Background: Certain nutrients are well established as dietary risk factors for cardiovascular disease (CVD), but dietary patterns may be a better predictor of CVD risk.
Objective: This study tested the hypothesis that the complex dietary behaviors of US adults can be grouped into major dietary patterns that are related to risk factors for CVD.
Design: With the use of food-frequency questionnaire data from the third National Health and Nutrition Examination Survey, dietary patterns of healthy US adults (>/or =20 y old; n = 13 130) were identified by factor analysis. Log-transformed biomarker data were associated with major dietary patterns after control for confounding variables in regression analyses. All statistical analyses accounted for the survey design and sample weights.
Results: Of 6 dietary patterns identified, 2 patterns emerged as the most predominant: the Western pattern was characterized by high intakes of processed meats, eggs, red meats, and high-fat dairy products, and the American-healthy pattern was characterized by high intakes of green, leafy vegetables; salad dressings; tomatoes; other vegetables (eg, peppers, green beans, corn, and peas); cruciferous vegetables; and tea. The Western pattern was associated (P < 0.05) positively with serum C-peptide, serum insulin, and glycated hemoglobin and inversely with red blood cell folate concentrations after adjustment for confounding variables. The American-healthy pattern had no linear relation with any of the biomarkers examined.

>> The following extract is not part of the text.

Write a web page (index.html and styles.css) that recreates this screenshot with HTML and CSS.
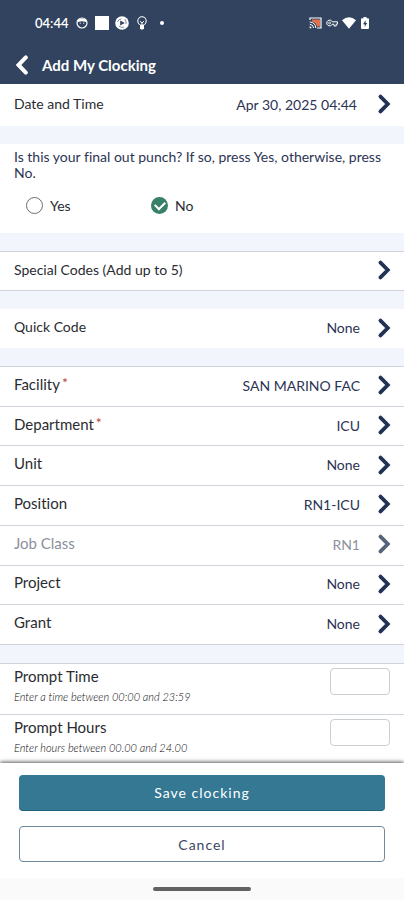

Conclusions: The identification of common dietary patterns among free-living persons is promising for characterizing high-risk groups at the US population level. The dietary patterns identified here are similar to those reported in other nonrepresentative samples and are associated with biomarkers of CVD risk, which confirms that dietary pattern analysis can be a valuable method for assessing dietary intakes when predicting CVD risk.